▸ **GIVEN REQUEST**
Both the line containing "Write a component" and the line containing "560,595 567,606 573,606';" belong in the copy, as do all lines between them, copied exactly; pictures do not.

▸ **Front-end source files**
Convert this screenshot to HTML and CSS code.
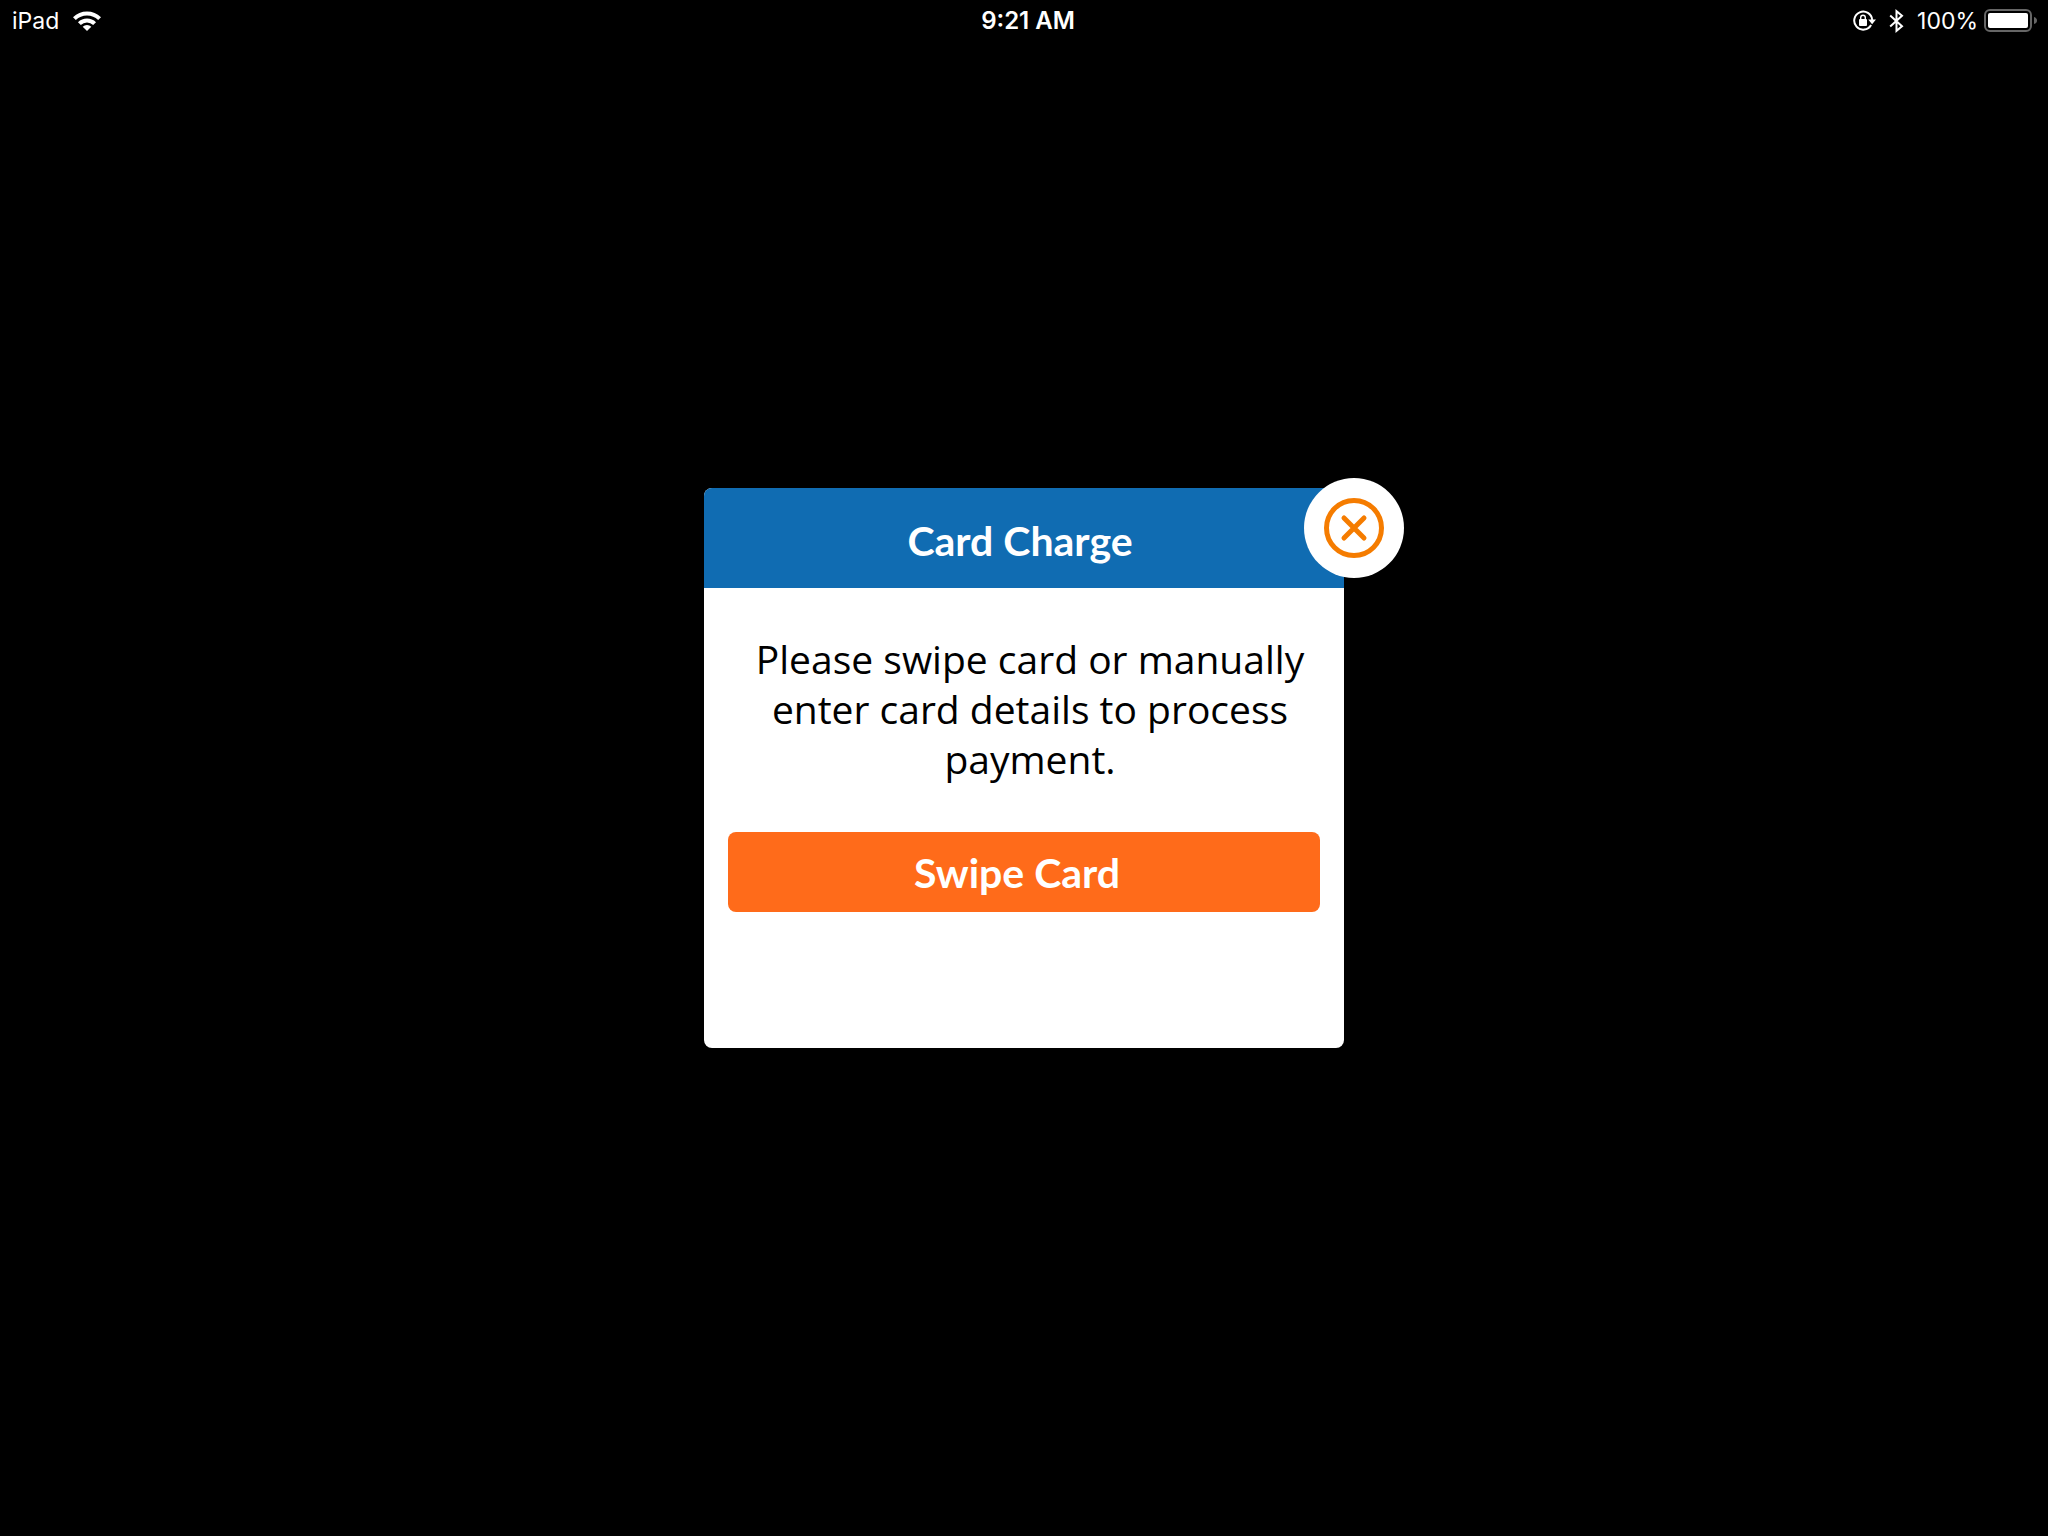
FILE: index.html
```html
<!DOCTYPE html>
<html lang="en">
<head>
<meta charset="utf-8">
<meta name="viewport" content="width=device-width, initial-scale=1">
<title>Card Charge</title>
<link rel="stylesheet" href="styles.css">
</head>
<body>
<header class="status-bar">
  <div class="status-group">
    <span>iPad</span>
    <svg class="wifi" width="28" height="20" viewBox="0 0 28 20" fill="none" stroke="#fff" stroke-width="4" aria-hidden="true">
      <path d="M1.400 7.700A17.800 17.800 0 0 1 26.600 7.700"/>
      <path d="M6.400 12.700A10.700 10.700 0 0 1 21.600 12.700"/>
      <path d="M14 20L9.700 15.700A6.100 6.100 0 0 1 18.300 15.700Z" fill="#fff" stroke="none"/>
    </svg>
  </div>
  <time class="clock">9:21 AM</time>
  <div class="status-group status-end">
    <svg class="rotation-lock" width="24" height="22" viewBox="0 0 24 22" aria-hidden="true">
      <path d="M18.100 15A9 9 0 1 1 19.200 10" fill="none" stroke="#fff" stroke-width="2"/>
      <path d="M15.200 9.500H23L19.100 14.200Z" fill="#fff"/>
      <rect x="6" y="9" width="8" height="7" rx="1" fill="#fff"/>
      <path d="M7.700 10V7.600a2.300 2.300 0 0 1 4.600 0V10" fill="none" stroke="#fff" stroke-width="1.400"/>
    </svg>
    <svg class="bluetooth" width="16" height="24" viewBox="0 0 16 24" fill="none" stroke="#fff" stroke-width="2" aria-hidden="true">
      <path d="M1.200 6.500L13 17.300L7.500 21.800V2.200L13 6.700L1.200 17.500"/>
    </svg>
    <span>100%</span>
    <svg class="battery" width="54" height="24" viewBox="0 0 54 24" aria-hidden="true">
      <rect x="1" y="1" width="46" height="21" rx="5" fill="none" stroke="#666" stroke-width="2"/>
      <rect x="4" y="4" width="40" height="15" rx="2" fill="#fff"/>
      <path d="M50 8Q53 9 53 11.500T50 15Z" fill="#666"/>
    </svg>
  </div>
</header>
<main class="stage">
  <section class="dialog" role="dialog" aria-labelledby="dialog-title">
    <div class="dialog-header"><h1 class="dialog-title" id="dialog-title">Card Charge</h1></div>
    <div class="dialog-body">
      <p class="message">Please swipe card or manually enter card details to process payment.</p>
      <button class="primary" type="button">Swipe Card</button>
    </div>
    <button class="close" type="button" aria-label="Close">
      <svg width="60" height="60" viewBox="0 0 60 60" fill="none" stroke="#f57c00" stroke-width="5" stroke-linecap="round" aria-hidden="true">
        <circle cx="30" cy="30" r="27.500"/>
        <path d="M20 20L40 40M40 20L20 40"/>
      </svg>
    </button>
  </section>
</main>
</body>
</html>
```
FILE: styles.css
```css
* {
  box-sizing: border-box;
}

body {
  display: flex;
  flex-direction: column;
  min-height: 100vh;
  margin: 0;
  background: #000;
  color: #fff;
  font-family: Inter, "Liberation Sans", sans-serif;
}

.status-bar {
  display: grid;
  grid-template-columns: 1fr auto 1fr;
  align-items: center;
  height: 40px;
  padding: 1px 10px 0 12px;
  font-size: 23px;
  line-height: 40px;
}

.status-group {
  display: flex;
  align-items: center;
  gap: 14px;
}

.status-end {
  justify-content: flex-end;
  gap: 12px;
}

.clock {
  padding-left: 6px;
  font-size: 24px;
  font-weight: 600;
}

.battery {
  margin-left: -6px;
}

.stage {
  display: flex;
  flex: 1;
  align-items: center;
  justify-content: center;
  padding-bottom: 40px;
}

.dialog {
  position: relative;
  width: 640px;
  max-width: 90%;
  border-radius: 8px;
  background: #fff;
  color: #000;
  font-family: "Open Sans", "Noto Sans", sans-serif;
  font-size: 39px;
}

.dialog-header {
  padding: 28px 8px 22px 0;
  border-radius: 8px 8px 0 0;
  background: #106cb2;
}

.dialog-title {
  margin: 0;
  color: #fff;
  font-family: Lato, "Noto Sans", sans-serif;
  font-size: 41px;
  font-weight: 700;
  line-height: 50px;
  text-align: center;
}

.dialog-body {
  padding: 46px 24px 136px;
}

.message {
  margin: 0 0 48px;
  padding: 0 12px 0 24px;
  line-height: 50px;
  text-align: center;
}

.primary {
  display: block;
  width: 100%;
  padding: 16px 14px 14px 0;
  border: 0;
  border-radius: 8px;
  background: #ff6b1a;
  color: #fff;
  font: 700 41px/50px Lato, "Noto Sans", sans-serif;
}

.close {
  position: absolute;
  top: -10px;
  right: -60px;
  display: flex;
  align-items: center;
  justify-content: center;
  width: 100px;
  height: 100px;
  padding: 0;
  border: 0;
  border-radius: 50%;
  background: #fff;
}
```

--

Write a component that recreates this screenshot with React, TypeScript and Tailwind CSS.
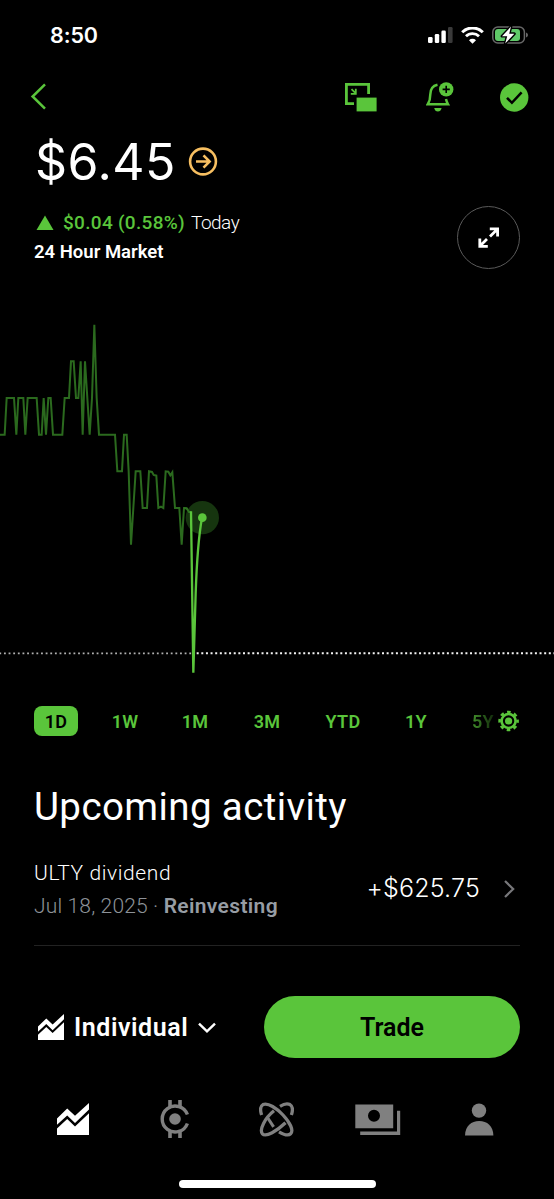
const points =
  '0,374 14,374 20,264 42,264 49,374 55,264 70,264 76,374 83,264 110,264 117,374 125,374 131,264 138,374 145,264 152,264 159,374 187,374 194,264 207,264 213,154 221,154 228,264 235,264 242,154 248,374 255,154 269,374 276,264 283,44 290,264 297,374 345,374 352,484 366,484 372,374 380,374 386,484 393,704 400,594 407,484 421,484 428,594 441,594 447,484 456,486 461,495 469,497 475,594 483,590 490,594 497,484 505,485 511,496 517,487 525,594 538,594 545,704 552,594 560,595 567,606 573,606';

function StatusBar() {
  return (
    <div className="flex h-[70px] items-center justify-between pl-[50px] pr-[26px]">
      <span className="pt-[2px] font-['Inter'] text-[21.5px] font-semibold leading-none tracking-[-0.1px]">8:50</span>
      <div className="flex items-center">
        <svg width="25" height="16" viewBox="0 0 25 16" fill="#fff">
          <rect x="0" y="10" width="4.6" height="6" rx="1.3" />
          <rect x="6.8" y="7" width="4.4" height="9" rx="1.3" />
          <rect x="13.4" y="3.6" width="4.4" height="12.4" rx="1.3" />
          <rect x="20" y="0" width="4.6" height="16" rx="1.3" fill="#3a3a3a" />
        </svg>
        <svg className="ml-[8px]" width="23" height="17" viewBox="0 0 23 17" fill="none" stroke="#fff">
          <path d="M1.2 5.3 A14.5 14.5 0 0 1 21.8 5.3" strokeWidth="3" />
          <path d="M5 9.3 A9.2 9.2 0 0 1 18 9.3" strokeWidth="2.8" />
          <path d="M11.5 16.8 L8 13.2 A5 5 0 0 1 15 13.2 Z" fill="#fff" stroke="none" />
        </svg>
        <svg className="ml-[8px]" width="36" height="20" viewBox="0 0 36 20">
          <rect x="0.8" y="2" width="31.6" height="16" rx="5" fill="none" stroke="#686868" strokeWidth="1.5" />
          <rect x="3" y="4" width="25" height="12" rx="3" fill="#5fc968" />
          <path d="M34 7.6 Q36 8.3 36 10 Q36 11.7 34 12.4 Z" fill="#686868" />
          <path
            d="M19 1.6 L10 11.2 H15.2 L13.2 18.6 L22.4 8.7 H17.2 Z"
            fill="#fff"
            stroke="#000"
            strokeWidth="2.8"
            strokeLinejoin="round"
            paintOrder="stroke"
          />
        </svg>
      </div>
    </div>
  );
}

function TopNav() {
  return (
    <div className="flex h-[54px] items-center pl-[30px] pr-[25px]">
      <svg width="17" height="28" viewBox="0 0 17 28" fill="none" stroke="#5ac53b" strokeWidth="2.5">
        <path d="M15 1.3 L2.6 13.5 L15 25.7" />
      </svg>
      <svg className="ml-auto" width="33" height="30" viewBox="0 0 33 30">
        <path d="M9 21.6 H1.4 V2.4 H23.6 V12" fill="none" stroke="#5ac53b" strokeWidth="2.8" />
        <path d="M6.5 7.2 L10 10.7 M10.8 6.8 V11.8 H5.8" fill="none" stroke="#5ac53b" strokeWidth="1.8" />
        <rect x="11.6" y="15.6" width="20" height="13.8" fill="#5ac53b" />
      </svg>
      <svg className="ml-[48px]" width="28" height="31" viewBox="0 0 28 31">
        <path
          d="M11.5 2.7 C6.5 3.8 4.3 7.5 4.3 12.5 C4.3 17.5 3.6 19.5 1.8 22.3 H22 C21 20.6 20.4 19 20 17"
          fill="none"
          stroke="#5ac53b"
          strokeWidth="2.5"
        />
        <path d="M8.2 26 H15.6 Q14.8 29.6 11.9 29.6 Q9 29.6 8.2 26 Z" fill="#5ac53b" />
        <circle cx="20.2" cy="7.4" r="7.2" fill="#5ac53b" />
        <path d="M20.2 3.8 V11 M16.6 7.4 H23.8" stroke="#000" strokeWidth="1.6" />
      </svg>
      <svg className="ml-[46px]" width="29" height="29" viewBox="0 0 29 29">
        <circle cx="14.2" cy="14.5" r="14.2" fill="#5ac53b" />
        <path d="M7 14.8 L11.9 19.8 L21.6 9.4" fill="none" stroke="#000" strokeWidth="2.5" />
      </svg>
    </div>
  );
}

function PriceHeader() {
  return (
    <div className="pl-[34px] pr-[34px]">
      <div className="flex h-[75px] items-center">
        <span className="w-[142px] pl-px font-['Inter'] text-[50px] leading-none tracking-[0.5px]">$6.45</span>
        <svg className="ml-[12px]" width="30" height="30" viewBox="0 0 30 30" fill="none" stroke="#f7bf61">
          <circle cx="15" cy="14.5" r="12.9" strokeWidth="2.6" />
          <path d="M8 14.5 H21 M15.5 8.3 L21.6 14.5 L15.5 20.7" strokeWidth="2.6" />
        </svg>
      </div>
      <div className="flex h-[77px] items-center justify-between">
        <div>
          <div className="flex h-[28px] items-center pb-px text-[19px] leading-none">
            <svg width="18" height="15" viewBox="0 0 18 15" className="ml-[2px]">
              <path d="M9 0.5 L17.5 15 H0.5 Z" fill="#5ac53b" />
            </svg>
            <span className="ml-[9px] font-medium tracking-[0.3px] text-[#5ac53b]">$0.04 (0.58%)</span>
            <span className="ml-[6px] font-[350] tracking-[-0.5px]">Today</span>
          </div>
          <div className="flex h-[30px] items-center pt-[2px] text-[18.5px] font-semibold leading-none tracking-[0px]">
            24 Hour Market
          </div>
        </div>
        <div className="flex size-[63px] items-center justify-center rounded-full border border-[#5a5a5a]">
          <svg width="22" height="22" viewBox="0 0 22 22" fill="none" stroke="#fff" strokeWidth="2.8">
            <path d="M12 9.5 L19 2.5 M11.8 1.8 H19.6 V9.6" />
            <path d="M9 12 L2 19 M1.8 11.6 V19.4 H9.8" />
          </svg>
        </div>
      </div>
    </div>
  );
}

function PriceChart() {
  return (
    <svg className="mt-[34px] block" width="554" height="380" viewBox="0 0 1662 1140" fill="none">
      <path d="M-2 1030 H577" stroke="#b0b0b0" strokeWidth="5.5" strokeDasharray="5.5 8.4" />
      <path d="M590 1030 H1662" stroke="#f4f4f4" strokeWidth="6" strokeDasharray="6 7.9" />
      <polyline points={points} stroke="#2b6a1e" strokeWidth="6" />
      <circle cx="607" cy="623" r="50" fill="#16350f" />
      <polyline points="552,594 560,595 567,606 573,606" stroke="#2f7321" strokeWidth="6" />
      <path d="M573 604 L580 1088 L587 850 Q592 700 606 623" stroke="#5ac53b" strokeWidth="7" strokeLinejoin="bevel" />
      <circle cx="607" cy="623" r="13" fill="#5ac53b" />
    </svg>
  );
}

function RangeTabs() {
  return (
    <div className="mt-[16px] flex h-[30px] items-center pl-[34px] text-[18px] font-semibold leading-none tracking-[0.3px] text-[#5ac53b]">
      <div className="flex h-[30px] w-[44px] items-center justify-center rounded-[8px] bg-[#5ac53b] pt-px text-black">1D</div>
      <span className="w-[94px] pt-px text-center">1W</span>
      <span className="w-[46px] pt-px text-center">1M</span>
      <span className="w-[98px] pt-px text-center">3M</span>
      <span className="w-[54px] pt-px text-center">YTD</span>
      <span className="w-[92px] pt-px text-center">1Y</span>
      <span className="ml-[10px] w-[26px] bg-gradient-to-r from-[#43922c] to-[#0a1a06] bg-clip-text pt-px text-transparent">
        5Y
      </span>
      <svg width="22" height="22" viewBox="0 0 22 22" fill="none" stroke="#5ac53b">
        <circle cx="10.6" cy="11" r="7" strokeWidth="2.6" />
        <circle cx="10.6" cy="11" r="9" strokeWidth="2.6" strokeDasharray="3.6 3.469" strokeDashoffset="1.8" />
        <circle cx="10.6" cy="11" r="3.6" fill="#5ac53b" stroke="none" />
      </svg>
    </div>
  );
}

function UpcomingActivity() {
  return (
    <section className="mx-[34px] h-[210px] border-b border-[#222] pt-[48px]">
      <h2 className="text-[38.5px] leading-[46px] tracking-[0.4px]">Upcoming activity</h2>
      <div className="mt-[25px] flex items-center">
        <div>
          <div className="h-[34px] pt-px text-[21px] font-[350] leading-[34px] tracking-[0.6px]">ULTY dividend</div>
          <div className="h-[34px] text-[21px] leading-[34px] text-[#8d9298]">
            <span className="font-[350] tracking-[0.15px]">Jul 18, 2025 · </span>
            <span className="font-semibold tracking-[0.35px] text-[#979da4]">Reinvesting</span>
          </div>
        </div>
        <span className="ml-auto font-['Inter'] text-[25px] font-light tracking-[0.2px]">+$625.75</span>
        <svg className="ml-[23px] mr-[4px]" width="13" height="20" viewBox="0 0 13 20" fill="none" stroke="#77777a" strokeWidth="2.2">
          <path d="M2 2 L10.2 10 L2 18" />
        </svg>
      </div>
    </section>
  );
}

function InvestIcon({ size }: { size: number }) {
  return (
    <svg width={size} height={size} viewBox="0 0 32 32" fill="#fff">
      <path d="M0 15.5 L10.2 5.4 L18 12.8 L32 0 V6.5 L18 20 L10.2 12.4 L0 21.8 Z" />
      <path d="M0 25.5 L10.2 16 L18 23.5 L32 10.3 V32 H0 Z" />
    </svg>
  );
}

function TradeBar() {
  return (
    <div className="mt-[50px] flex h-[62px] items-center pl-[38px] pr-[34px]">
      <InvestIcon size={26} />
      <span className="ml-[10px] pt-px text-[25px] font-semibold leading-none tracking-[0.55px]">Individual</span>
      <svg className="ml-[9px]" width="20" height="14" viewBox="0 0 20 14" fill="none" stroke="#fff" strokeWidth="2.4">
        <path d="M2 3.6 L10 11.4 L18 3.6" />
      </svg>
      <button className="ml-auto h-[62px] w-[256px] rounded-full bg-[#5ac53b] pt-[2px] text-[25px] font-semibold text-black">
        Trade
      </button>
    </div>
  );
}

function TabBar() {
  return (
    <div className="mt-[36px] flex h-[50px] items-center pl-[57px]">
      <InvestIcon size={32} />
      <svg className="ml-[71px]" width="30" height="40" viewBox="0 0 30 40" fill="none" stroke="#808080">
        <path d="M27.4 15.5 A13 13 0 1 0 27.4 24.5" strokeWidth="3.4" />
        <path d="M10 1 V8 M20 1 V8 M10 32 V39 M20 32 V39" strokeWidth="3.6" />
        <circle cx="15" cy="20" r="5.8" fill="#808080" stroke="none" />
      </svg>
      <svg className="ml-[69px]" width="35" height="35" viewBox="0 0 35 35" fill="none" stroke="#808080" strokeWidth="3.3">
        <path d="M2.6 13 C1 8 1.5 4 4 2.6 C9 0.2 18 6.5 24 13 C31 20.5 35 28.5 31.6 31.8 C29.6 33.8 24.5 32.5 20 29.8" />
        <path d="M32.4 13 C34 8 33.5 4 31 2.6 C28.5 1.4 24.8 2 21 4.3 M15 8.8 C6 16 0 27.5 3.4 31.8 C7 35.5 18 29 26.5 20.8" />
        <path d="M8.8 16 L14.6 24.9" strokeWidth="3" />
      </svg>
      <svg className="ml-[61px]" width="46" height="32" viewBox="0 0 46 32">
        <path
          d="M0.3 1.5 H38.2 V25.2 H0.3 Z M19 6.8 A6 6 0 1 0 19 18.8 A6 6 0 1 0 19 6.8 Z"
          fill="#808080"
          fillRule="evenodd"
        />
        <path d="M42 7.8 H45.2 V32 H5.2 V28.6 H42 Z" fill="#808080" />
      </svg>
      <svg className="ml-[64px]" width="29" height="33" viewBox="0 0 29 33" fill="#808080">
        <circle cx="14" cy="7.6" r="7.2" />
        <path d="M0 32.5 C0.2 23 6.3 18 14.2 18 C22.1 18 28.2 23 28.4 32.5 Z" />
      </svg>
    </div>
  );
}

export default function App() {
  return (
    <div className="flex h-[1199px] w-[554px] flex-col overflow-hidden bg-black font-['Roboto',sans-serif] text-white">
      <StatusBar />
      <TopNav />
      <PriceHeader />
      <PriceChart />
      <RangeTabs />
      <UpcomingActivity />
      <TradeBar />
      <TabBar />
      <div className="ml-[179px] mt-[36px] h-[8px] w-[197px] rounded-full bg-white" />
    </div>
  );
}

▸ **WRITTEN REPLY**
Write a component that recreates this screenshot with React, TypeScript and Tailwind CSS.
const points =
  '0,374 14,374 20,264 42,264 49,374 55,264 70,264 76,374 83,264 110,264 117,374 125,374 131,264 138,374 145,264 152,264 159,374 187,374 194,264 207,264 213,154 221,154 228,264 235,264 242,154 248,374 255,154 269,374 276,264 283,44 290,264 297,374 345,374 352,484 366,484 372,374 380,374 386,484 393,704 400,594 407,484 421,484 428,594 441,594 447,484 456,486 461,495 469,497 475,594 483,590 490,594 497,484 505,485 511,496 517,487 525,594 538,594 545,704 552,594 560,595 567,606 573,606';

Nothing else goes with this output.